# Record set
--- Start ---
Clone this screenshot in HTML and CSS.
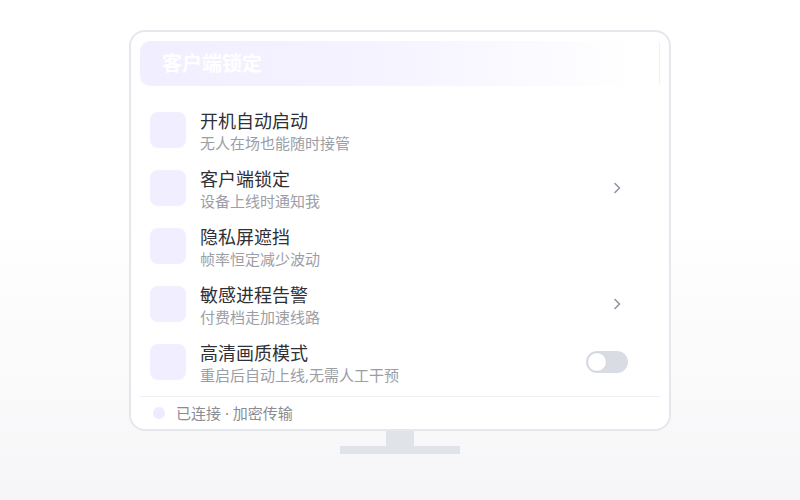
--- End ---
--- Start ---
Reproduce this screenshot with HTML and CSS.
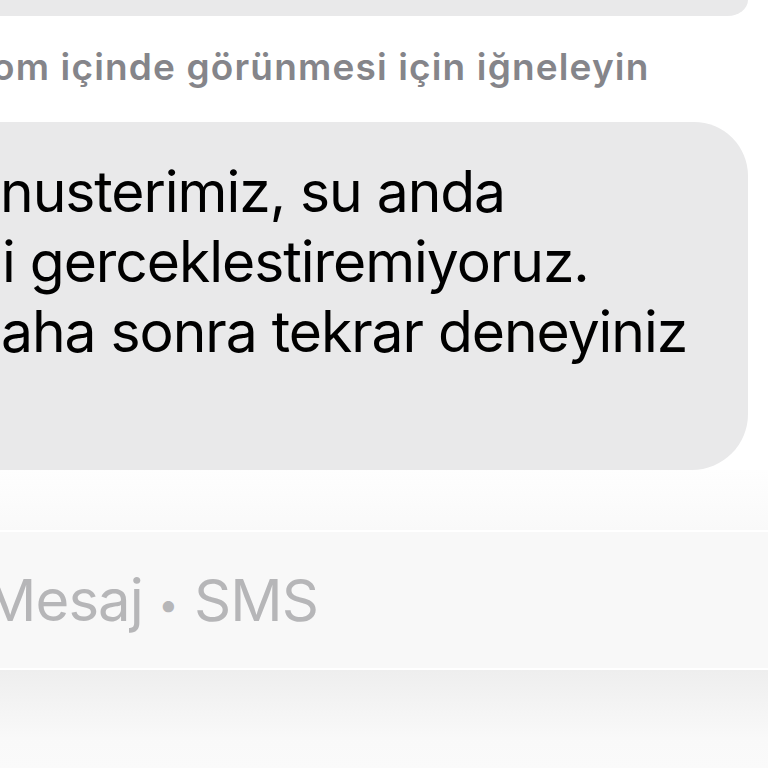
--- End ---
--- Start ---
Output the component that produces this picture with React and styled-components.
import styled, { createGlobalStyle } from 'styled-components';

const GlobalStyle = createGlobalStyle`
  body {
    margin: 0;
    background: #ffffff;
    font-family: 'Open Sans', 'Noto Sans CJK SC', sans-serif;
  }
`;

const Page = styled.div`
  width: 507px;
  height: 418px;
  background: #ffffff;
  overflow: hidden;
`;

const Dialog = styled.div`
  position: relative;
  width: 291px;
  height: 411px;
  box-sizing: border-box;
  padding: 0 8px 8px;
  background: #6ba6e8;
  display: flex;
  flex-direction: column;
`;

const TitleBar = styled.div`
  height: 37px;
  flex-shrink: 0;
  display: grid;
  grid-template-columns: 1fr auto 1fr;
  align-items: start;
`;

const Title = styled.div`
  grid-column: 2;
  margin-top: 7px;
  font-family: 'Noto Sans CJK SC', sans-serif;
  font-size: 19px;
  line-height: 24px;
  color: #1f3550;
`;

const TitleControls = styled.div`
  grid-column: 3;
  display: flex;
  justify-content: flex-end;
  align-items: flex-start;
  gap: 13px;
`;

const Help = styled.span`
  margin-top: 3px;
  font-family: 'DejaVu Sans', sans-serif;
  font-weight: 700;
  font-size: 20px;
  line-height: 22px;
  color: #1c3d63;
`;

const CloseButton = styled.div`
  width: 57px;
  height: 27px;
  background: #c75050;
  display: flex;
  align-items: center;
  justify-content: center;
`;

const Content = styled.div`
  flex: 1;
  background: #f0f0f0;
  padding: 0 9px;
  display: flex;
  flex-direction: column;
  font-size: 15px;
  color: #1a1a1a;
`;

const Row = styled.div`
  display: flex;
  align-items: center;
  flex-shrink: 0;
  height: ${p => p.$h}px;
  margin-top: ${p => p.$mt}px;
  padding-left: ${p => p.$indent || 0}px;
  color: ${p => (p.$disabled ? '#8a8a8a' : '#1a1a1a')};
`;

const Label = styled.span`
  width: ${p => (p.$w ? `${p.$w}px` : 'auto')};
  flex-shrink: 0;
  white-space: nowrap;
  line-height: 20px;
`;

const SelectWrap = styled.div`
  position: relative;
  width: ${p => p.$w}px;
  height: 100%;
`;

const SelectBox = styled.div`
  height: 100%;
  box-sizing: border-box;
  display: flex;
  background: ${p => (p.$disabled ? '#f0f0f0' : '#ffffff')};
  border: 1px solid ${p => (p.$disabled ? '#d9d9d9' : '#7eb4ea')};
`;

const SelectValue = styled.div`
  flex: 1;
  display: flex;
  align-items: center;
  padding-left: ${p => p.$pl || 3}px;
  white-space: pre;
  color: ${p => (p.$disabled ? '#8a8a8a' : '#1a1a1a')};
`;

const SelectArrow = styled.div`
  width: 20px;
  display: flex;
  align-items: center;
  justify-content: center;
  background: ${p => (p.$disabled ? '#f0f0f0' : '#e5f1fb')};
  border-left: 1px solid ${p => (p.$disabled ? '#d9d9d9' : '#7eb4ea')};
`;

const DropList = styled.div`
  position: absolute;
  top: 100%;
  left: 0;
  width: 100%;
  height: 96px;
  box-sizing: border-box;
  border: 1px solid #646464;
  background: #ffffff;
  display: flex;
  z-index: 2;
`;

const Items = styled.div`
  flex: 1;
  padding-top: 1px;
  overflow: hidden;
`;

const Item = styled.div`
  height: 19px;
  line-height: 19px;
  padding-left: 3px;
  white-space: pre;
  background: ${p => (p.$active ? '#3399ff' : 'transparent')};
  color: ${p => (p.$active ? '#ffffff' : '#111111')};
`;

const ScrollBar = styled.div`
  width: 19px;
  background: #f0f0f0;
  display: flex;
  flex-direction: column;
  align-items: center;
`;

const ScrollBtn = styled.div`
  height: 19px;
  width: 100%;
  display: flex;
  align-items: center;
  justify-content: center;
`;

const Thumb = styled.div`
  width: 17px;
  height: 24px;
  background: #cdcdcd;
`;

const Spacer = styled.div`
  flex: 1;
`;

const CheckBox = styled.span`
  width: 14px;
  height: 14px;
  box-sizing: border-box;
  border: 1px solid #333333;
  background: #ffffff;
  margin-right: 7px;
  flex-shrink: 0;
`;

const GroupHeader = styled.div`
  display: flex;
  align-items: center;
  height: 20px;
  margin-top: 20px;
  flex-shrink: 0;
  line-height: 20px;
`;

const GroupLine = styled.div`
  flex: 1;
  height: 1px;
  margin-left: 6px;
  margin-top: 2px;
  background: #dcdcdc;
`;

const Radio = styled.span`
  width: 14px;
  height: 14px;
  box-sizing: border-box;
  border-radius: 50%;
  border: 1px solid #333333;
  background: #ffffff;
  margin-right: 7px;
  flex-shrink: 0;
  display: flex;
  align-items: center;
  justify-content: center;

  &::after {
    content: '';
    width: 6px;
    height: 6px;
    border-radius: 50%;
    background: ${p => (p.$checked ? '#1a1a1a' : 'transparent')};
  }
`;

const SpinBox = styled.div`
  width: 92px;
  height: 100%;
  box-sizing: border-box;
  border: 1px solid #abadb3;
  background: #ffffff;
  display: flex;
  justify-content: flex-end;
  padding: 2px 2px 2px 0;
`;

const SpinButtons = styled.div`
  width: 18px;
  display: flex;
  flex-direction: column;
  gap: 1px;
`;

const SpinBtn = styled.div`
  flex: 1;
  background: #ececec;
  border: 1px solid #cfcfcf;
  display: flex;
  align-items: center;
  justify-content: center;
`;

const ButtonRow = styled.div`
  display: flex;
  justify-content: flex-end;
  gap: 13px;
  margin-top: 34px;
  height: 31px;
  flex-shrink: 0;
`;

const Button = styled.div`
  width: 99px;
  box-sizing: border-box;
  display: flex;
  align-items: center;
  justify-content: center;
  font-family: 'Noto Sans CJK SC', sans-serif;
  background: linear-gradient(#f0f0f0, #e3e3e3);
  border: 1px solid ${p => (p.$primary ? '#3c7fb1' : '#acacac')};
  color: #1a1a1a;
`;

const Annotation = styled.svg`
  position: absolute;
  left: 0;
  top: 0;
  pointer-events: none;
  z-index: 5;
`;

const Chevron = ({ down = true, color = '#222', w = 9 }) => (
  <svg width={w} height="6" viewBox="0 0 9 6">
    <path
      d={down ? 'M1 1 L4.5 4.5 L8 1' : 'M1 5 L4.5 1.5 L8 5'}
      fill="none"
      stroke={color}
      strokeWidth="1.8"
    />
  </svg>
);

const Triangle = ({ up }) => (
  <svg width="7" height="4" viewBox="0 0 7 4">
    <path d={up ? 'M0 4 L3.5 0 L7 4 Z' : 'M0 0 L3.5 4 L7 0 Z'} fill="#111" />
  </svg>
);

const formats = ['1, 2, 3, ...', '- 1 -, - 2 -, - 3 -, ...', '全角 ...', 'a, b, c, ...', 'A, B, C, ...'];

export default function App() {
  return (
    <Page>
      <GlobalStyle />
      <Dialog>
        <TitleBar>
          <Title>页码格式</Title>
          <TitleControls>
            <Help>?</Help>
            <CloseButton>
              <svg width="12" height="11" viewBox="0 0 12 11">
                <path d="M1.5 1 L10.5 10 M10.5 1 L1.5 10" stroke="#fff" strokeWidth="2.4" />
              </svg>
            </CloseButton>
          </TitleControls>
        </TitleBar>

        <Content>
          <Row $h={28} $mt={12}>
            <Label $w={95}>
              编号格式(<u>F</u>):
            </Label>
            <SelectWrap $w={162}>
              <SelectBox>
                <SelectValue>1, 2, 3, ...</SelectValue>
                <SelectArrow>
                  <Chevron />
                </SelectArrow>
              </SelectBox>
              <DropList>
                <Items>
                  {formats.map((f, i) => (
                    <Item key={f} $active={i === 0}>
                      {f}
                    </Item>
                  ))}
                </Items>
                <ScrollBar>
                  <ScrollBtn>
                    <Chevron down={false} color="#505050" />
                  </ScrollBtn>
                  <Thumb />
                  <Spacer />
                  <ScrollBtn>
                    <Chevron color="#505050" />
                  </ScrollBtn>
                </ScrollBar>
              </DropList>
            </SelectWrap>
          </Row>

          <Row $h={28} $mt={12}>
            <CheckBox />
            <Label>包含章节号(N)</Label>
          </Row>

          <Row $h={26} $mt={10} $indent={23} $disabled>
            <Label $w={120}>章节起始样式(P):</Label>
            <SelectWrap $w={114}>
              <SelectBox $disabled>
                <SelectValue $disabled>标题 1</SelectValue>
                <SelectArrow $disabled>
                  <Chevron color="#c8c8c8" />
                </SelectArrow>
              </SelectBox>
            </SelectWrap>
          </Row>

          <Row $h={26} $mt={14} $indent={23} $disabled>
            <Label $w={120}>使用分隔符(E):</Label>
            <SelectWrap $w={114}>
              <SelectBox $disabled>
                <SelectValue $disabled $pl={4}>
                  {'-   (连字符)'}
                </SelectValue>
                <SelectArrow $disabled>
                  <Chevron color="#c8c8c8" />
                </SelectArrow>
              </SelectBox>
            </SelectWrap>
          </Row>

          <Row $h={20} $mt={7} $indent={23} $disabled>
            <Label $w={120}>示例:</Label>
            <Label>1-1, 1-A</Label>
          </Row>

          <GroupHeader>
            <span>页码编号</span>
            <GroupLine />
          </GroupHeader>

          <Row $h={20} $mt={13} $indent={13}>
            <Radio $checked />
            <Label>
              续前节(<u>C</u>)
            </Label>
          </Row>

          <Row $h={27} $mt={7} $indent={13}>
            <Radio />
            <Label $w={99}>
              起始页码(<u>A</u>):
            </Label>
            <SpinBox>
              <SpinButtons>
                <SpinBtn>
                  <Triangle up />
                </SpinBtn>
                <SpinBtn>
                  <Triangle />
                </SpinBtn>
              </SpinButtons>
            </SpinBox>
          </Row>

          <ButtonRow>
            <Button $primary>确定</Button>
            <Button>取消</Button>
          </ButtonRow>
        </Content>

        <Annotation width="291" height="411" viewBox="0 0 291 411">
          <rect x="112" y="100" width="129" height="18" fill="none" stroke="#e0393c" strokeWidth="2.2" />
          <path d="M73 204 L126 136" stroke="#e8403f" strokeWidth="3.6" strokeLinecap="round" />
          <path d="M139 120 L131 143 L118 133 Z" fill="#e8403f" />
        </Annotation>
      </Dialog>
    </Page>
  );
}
--- End ---
# Set exercise
Copy all lines of the material above where the string "this" occurs.

# Output
Clone this screenshot in HTML and CSS.
Reproduce this screenshot with HTML and CSS.
Output the component that produces this picture with React and styled-components.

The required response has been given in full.